Money does not grow on trees; it must be earned! Every individual intends to grow their hard-earned money through investments. A systematic investment is necessary to fetch a comfortable lifestyle and fulfill dreams or goals. A smart investor should choose his investment plans keeping in mind the rising cost of living and future goals.
Individuals constantly looks for better investment options with good financial returns. Some investments carry high risk, but they have the potential to generate higher inflation-adjusted returns in the long term. On the other hand, some investments come with low-risk and therefore lower returns. Hence, while selecting an investment product, one should always match their risk profile with associated risks of the product before investing.
High returns in a short span of time are a delusion. Investors with such a wrong attitude often falls prey to plans which guarantee exorbitant returns in a short time with little or no risk. Unfortunately, a product with high-return, low-risk combination does not exist. Risk and returns are directly linked, they always go hand in hand. This invariably means, if one expects high returns, one should also expect higher risk and vice versa.
It is better to be open to a range of investment plans based on an individual’s short term or long-term goals and risk-taking attitude. It can range from short term goals like buying a car, a house, or any other assets, to long-term goals such as saving for a child’s higher education, a child’s marriage, retirement or at times a combination of all the above.
The main Investment options available in the market are listed below. An individual can opt different products based on their risk aversion and based on their short term and long-term goals.
1. Direct Equity
2. Equity Mutual Funds
3. Debt Mutual Funds
4. Bank Fixed Deposit (FD)
5. Real Estate Investment
6. Gold Investment
7. National Pension System / Public Provident Fund
We will now look into the first investment option, Direct Equity
An equity investment is money that is invested by purchasing shares of a company from the stock market. These shares are typically traded in a stock exchange. Equity investment has a proven high return compared to all other class of assets (investments). The return offered by direct equity funds are generally on the higher side when held for a longer period. To earn high returns, one needs to pick the right stock at the right time .

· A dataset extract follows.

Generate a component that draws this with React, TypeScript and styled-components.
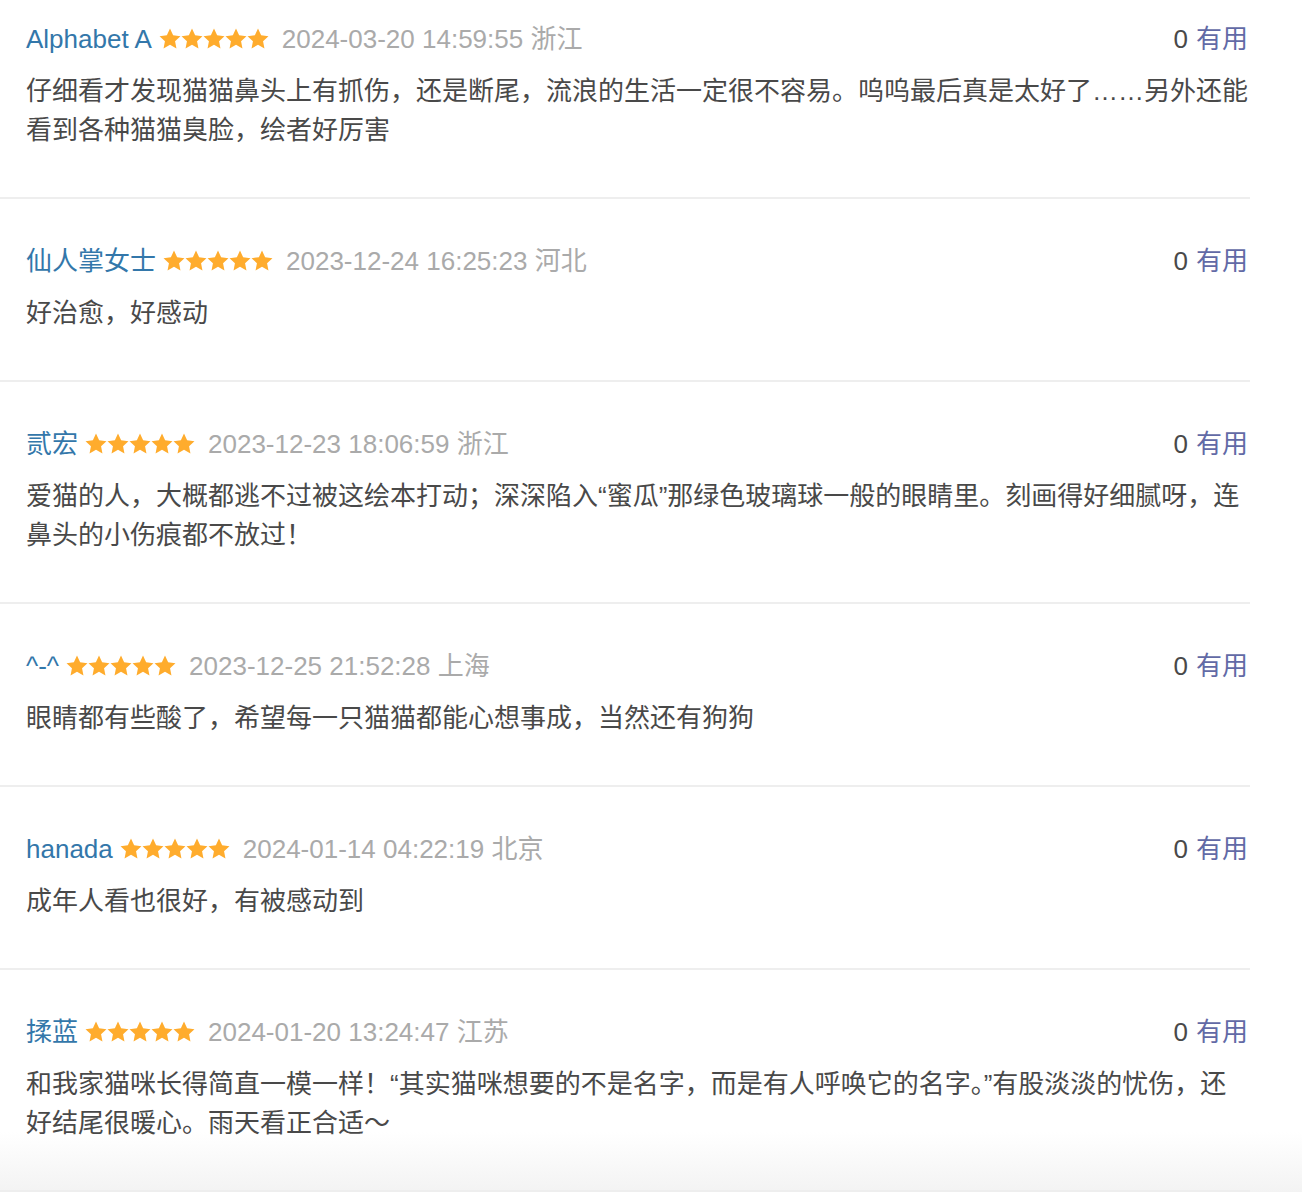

On the other hand, investing in shares or stocks is not everyone’s cup of tea. It's a volatile investment with no guarantee of returns. An in-depth knowledge or professional advice is necessary to invest in the equity market. The risk however can be reduced to a certain extent if the investment is diversified across sectors and market capitalisations (Large, Mid and Small Caps). To directly invest in equity, one needs to open a demat account. Many banks now allow customers to open a 3-in-1 account (including a demat). One can otherwise approach a registered brokerage firm for opening a demat account.